A new survey released on World Cancer Day by the Canadian Cancer Society (CCS) in partnership with the Angus Reid Institute highlights the long-term financial burden of cancer on working-age Canadians.
The findings show growing concerns about retirement savings, job security, and the overall cost of living for those diagnosed with cancer. Nearly 80% of working-age Canadians (18-64) fear they would struggle to save for retirement due to out-of-pocket expenses related to cancer treatment.
These costs include prescription medications, homecare, assistive devices, family support, travel, and accommodations.
According to the Canadian Cancer Statistics report, released in December 2024, the lifetime cost of cancer for the average patient is nearly $33,000. Employment concerns are also evident. Among working-age respondents, 28% believe they would likely lose their job if diagnosed with cancer, while 42% worry they would be demoted or miss career advancement opportunities.
Additionally, 66% expect they would need significant unpaid time off for treatment and recovery.
“This data shows that Canadians believe a cancer diagnosis would force them to put their financial future on hold,” said Dr. Stuart Edmonds, Executive Vice President of Mission, Research and Advocacy at CCS.
“Cancer already takes so much from individuals—it shouldn’t also take away their financial stability.”
The impact on retirement savings is another significant issue.
Nearly half of working-age Canadians (48%) report frequent concerns about their financial security in retirement, even without the added strain of a cancer diagnosis.
Cancer diagnoses among younger adults are increasing. Global data shows that early-onset cancer cases (ages 14-49) surpassed 1.8 million in 2019, a 79% increase since 1990.
In Canada, nearly 40% of those diagnosed are between 20 and 64 years old.
As survival rates improve, the long-term financial consequences of cancer become a growing issue.
The survey also highlights the financial burden experienced by those already diagnosed with cancer:
• 23% report substantial out-of-pocket costs that made it difficult to make ends meet.
• 21% struggled to pay household expenses, with 17% having difficulty covering rent and 13% struggling with mortgage payments.
• 40% say their ability to save for retirement suffered due to treatment costs.
“Understanding both the concerns of working-age Canadians and the experiences of cancer patients provides policymakers and organizations like CCS with critical data to drive change,” said Shachi Kurl, President of the Angus Reid Institute.
Steven Hodges was diagnosed with stage 4 throat and mouth cancer after noticing a small bump under his ear.
His treatment involved 40 rounds of radiation and chemotherapy.
Throughout, he attempted to continue working, hiding his medical equipment and using makeup to conceal his pale complexion.
Balancing work, treatment, and family responsibilities became overwhelming.
Over two years, he lost his steady income and drained his savings, estimating his cancer-related costs at $125,000.
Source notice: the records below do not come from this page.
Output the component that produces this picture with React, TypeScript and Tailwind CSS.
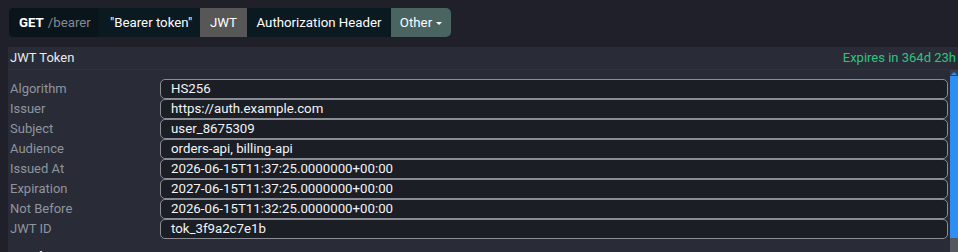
const claims = [
    { label: "Algorithm", value: "HS256" },
    { label: "Issuer", value: "https://auth.example.com" },
    { label: "Subject", value: "user_8675309" },
    { label: "Audience", value: "orders-api, billing-api" },
    { label: "Issued At", value: "2026-06-15T11:37:25.0000000+00:00" },
    { label: "Expiration", value: "2027-06-15T11:37:25.0000000+00:00" },
    { label: "Not Before", value: "2026-06-15T11:32:25.0000000+00:00" },
    { label: "JWT ID", value: "tok_3f9a2c7e1b" },
];

export default function App() {
    return (
        <div className="h-[252px] w-[958px] overflow-hidden bg-[#1f2029] text-[13px] text-white" style={{ fontFamily: "Roboto, 'Liberation Sans', sans-serif" }}>
            <div className="flex h-[47px] items-start pl-[9px] pt-[8px]">
                <div className="flex h-[29px] overflow-hidden rounded-[5px] bg-[#0b151c] text-[13.25px]">
                    <div className="flex w-[88px] items-center gap-1 bg-[#0a141b] pl-[10px]">
                        <span className="font-bold">GET</span>
                        <span className="text-[#858b93]">/bearer</span>
                    </div>
                    <div className="ml-[2px] flex w-[101px] items-center bg-[#0b1920] pl-[11px]">"Bearer token"</div>
                    <div className="flex w-[47px] items-center justify-center bg-[#575757]">JWT</div>
                    <div className="flex w-[144px] items-center justify-center bg-[#0b1920]">Authorization Header</div>
                    <div className="flex w-[60px] items-center justify-center gap-[4px] bg-[#4a6461]">
                        Other
                        <div className="mt-[1px] h-0 w-0 border-x-[3px] border-t-[3px] border-x-transparent border-t-white"></div>
                    </div>
                </div>
            </div>
            <div className="ml-[8px] flex h-[205px] flex-col bg-[#292c37]">
                <div className="flex h-[23px] items-center justify-between border-b border-[#30333f] pl-[2px] pr-[2px]">
                    <span className="text-[#e8eaee]">JWT Token</span>
                    <span className="text-[#2ec57d]">Expires in 364d 23h</span>
                </div>
                <div className="flex min-h-0 flex-1">
                    <div className="flex flex-1 flex-col pt-[9px] pr-[2px]">
                        {claims.map(c => (
                            <div key={c.label} className="flex h-[20px] items-center">
                                <span className="w-[152px] shrink-0 pl-[2px] text-[#8f959e]">{c.label}</span>
                                <div className="flex h-[20px] flex-1 items-center rounded-[5px] border border-[#8a8d93] bg-[#1b1e25] pl-[10px] text-[13.25px] text-[#f2f3f5]">{c.value}</div>
                            </div>
                        ))}
                        <div className="pl-[4px] pt-[8px] font-bold text-[#e8eaee]">Header</div>
                    </div>
                    <div className="flex w-[8px] flex-col bg-[#3a3d47]">
                        <div className="flex h-[6px] items-center justify-center">
                            <div className="h-0 w-0 border-x-[3px] border-b-[3px] border-x-transparent border-b-[#2f8ef5]"></div>
                        </div>
                        <div className="h-[162px] bg-[#2f8ef5]"></div>
                        <div className="flex-1 bg-[#55585f]"></div>
                    </div>
                </div>
            </div>
        </div>
    );
}
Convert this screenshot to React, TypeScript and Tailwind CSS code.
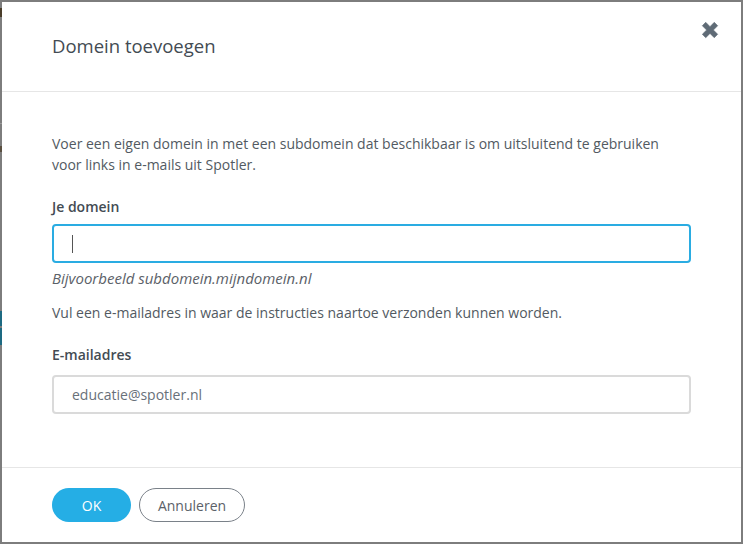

He took out a second mortgage and depleted his RRSP and TFSA accounts.
“I had to use every bit of savings I had,” he said. “At one point, I was struggling to come up with $100. I was just scraping by.”
Self-employed, he lacked disability insurance, and his wife’s health plan did not fully cover his medication costs.
Now cancer-free, Steven volunteers with the Canadian Cancer Society’s Wheels of Hope program, driving other patients to their treatments.
The CCS is advocating for policy changes to reduce the financial burden on cancer patients and their families.
Key recommendations include:
• Making the Canada Caregiver Credit refundable.
• Lowering out-of-pocket expenses, including drug costs.
• Implementing guaranteed job security for patients undergoing treatment.
• Expanding investments in cancer prevention, early detection, and healthcare staffing.
The organization is urging Canadians to support these measures by signing a petition at cancer.ca/costofcancer.
The Angus Reid Institute conducted the survey online from January 10-17, 2025, with a representative sample of 2,044 adult Canadians. The margin of error for a comparable probability sample is +/- 1.5 percentage points, 19 times out of 20.